>> start RAW DATA

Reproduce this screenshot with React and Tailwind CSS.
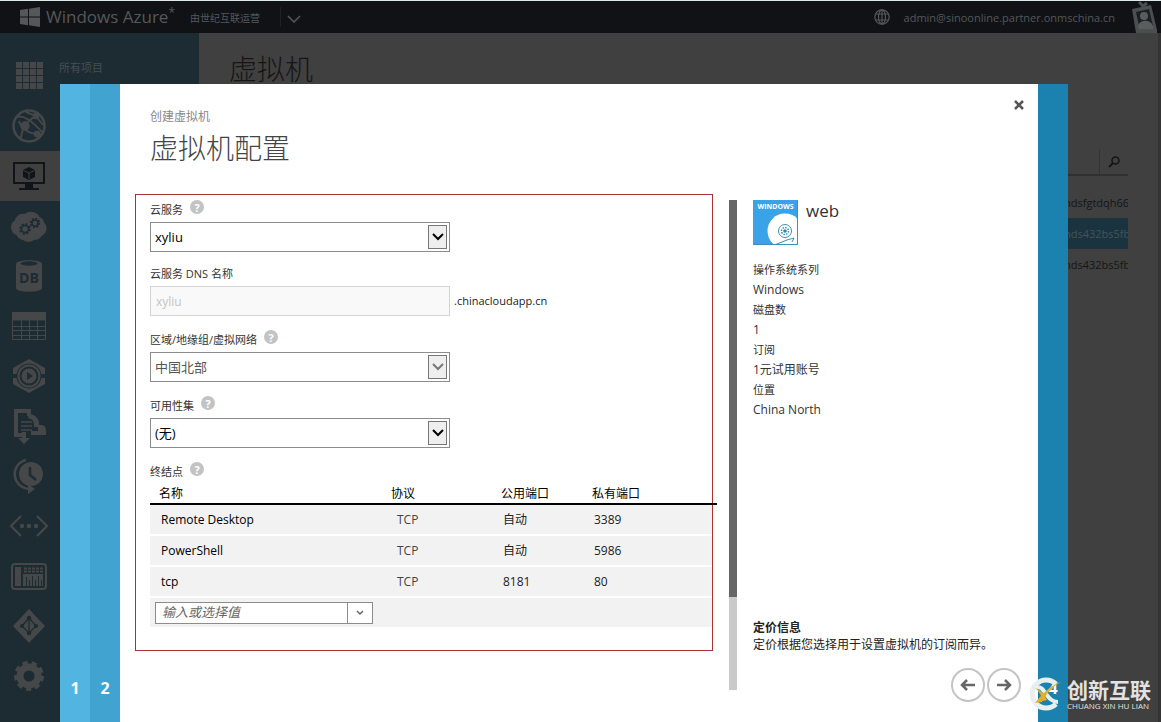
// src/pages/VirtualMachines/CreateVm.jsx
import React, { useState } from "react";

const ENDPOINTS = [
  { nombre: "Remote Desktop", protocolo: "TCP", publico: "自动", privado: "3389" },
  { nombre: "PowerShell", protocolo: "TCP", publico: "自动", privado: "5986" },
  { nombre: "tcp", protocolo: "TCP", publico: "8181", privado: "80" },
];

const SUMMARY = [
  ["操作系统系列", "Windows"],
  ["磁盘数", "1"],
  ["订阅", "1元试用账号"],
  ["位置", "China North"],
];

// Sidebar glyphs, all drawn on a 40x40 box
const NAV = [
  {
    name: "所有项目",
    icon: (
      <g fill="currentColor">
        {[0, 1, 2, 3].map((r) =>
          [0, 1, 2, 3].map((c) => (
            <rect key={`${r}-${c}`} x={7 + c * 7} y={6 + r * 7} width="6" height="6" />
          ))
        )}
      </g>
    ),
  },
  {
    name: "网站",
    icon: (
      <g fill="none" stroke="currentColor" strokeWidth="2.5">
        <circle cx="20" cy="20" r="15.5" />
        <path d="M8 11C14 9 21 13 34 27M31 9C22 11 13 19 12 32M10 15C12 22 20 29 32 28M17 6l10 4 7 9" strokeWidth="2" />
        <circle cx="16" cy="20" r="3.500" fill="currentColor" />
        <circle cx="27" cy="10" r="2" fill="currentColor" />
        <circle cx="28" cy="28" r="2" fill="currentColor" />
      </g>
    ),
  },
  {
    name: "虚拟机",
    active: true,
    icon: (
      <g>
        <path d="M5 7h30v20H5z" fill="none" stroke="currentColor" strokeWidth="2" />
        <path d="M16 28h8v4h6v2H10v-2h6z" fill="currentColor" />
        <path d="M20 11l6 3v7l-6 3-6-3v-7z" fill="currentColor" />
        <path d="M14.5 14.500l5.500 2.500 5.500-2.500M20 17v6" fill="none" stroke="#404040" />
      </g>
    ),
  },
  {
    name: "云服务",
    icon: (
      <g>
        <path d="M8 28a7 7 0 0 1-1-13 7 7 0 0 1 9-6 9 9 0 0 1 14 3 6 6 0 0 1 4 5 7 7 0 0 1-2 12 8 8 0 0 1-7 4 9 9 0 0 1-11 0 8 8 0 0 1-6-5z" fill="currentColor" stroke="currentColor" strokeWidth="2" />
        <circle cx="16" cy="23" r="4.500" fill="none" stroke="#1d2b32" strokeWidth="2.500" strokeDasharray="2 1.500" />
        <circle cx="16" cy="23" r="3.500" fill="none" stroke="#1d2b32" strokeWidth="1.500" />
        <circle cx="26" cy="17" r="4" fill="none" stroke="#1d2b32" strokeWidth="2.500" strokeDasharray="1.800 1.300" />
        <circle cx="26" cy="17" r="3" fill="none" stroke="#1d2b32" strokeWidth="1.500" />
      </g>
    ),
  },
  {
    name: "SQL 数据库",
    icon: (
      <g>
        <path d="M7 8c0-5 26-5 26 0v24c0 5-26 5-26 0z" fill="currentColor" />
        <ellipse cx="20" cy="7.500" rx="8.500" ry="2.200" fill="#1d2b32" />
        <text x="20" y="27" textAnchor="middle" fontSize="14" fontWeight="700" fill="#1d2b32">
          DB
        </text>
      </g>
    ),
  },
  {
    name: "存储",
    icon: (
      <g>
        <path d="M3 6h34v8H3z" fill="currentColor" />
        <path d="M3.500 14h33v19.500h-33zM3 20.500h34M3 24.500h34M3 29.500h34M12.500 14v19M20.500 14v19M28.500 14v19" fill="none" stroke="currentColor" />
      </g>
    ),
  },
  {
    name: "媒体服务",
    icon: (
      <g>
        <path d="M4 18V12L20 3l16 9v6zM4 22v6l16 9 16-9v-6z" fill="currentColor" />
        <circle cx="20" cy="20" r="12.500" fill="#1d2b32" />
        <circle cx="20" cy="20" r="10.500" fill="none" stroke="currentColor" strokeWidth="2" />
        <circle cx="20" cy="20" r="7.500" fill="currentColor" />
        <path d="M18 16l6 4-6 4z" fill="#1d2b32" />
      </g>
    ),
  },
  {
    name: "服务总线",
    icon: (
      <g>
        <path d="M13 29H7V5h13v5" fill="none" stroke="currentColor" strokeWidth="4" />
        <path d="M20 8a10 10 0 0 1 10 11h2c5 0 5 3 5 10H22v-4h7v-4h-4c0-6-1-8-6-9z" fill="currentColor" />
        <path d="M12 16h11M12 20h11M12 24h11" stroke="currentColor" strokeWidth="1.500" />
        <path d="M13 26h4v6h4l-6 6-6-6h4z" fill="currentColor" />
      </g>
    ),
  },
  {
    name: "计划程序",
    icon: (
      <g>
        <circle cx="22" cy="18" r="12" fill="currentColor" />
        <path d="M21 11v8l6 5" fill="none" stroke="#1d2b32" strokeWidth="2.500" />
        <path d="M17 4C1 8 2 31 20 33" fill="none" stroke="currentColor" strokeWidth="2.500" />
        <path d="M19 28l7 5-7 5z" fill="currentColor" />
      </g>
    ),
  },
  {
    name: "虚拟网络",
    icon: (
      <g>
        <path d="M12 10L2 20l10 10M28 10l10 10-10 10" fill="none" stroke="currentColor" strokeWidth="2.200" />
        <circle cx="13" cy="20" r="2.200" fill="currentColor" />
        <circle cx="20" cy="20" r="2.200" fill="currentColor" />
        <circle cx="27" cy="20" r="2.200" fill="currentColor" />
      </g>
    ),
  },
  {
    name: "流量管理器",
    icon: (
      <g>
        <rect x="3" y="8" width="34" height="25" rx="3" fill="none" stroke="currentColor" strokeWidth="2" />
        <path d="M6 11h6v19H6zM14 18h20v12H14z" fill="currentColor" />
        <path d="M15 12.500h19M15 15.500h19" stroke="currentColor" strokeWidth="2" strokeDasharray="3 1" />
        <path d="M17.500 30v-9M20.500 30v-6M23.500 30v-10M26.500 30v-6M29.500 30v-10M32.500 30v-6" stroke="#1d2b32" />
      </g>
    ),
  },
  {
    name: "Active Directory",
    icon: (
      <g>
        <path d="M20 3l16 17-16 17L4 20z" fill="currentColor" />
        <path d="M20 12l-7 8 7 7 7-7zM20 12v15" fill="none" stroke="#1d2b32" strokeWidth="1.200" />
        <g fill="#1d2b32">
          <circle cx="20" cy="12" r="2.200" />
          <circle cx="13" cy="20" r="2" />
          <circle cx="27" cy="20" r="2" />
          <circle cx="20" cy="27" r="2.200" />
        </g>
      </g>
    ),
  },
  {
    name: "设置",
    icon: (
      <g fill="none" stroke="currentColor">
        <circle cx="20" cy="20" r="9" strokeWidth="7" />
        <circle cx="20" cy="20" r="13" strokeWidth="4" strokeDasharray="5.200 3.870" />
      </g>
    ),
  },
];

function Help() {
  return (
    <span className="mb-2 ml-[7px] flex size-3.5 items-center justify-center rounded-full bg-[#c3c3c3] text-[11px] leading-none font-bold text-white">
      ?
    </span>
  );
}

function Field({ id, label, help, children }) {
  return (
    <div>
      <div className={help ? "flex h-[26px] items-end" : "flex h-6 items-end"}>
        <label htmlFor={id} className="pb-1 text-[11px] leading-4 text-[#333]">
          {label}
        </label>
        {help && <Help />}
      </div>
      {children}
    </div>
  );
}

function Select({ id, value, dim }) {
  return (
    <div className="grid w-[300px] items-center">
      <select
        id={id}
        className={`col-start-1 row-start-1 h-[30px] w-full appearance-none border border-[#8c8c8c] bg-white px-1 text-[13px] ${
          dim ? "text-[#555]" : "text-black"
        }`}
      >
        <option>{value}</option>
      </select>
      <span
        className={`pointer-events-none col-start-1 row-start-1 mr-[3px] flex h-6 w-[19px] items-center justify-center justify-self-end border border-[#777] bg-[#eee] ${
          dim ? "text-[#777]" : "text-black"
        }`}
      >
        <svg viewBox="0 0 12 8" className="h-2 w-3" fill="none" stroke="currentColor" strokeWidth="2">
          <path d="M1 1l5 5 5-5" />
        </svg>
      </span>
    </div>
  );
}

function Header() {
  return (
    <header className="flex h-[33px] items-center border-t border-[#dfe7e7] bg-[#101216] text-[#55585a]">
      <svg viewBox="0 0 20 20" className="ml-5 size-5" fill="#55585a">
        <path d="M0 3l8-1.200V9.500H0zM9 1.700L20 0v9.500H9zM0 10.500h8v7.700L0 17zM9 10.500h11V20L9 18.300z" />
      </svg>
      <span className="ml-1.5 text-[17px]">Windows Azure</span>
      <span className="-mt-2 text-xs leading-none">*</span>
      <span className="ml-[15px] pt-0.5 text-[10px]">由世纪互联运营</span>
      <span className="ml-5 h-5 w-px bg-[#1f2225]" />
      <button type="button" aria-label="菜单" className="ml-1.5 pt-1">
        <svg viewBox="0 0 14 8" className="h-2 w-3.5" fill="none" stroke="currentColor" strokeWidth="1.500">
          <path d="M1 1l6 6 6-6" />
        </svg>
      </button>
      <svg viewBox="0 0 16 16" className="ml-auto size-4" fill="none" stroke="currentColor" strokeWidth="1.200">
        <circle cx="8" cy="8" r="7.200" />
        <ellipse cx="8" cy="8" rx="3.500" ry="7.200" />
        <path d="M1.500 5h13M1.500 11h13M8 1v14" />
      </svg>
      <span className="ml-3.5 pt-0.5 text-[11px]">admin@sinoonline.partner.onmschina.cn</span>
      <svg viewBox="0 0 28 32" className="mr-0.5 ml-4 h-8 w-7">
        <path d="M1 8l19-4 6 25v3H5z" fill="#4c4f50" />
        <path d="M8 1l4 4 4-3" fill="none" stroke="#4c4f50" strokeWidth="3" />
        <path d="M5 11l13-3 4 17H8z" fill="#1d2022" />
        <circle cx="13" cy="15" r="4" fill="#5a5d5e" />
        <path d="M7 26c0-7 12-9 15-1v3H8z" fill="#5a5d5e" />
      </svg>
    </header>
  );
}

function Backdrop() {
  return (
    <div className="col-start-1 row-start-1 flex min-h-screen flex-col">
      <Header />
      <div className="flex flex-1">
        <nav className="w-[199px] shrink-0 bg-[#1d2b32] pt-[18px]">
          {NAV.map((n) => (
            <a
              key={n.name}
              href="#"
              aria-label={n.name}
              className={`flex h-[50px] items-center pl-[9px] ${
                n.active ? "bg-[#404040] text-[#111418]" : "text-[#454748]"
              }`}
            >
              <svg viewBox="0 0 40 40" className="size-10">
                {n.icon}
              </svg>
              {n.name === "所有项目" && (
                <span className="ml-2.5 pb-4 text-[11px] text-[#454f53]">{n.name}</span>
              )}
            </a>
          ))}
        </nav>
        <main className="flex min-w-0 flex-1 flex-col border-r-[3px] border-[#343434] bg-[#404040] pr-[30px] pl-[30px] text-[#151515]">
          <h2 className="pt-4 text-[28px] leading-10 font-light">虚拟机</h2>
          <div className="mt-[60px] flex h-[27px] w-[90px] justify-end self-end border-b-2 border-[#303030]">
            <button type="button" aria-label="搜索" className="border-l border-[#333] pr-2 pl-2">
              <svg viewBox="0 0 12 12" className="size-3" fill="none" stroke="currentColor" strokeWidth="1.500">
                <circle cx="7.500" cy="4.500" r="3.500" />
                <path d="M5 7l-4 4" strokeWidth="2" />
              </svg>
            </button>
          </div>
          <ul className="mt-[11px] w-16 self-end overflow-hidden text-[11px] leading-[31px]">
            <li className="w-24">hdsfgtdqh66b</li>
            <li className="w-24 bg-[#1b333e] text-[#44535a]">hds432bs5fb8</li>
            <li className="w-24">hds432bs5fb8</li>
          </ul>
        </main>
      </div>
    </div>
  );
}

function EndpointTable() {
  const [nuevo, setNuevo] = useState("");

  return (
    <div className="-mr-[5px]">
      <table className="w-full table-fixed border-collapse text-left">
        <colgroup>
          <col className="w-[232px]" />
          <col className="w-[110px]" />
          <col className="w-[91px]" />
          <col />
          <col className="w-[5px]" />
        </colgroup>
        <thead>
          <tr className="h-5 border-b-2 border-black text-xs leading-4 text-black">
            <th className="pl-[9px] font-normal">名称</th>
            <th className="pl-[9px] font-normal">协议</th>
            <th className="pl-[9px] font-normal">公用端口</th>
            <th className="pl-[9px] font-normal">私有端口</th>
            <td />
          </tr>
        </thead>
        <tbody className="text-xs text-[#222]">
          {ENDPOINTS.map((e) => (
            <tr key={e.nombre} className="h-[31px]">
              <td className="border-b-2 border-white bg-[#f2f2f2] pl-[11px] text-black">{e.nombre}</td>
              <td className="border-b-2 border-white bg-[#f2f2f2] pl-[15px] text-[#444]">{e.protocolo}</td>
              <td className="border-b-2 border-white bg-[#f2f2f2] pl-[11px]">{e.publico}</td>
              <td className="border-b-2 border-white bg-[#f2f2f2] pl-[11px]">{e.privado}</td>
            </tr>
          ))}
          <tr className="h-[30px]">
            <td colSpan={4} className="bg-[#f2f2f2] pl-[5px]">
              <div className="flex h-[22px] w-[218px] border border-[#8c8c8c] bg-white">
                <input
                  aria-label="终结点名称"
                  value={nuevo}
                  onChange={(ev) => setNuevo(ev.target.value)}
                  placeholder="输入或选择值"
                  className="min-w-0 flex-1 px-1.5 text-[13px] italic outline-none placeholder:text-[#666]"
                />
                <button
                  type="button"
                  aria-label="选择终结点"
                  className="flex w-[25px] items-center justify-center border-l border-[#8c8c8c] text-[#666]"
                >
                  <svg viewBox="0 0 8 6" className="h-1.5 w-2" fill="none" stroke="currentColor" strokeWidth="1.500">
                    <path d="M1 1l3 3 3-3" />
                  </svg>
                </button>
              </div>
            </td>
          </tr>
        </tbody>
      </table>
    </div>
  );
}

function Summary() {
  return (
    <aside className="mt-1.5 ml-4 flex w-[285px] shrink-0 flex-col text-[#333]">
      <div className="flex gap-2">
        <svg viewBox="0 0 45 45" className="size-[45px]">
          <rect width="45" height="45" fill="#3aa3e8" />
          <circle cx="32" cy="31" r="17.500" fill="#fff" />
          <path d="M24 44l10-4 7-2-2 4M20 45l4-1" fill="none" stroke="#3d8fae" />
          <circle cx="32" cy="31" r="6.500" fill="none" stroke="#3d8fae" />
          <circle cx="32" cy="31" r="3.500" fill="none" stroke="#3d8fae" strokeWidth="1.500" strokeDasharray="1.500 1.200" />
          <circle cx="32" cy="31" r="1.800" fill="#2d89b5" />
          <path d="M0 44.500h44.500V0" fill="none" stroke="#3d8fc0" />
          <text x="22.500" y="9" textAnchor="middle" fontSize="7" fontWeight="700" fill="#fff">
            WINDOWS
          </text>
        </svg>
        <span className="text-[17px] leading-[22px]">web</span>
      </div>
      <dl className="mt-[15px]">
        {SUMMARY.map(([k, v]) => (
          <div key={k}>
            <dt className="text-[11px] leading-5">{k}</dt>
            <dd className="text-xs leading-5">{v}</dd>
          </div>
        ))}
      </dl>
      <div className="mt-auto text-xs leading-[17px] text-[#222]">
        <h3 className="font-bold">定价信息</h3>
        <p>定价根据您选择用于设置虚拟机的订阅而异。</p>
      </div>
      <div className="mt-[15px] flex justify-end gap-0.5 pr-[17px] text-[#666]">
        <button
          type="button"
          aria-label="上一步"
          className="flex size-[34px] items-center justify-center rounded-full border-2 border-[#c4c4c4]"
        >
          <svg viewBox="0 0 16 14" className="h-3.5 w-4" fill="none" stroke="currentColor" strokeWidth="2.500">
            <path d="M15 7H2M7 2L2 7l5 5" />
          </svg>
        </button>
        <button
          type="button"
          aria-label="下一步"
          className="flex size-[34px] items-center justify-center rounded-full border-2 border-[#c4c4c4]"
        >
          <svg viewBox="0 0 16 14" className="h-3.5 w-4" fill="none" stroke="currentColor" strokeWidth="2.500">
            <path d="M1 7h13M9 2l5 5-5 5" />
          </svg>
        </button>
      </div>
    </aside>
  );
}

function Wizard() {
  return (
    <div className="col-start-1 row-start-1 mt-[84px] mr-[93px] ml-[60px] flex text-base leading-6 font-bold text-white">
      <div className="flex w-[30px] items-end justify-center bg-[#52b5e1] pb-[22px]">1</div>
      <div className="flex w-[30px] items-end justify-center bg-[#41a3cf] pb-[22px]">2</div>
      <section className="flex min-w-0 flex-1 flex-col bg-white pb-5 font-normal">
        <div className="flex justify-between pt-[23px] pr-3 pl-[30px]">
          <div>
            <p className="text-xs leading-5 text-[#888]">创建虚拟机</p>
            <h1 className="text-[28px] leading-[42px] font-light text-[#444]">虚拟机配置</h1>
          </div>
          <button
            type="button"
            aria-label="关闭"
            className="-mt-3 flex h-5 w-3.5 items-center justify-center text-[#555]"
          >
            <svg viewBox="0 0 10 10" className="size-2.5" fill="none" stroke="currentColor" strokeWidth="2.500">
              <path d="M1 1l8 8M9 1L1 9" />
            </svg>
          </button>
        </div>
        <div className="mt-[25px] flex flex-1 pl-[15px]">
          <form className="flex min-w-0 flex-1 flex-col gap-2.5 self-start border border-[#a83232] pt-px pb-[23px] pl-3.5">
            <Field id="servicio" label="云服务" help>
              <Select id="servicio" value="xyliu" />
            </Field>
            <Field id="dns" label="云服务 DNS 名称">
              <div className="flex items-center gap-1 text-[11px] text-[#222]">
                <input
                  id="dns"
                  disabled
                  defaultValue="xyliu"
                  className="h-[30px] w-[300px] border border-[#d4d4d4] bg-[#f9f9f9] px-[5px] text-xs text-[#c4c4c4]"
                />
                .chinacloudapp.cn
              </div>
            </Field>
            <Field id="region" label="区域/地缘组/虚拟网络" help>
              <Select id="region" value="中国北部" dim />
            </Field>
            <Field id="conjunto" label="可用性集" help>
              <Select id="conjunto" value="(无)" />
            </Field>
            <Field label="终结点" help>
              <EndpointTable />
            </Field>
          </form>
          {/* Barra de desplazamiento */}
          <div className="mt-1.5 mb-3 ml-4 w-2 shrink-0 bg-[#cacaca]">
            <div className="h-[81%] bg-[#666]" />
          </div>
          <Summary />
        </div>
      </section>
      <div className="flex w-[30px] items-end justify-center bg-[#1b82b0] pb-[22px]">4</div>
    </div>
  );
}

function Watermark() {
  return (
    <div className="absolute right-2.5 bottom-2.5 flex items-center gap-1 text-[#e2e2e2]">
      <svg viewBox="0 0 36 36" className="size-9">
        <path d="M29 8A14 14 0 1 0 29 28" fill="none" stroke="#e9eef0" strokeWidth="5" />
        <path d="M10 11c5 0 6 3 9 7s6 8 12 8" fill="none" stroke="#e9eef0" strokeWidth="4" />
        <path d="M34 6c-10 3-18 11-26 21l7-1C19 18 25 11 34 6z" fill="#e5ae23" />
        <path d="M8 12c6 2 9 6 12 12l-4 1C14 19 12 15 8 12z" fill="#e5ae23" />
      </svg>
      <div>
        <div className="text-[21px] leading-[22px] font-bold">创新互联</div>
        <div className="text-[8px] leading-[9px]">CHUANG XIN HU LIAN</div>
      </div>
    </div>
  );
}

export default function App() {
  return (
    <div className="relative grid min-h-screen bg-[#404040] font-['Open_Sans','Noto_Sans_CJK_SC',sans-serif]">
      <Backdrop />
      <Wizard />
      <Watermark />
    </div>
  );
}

>> end RAW DATA

> _GOAL OF THE EXERCISE_
Locate all lines in the listing above with the word "React" and copy them.

> _THE ANSWER_
Reproduce this screenshot with React and Tailwind CSS.
import React, { useState } from "react";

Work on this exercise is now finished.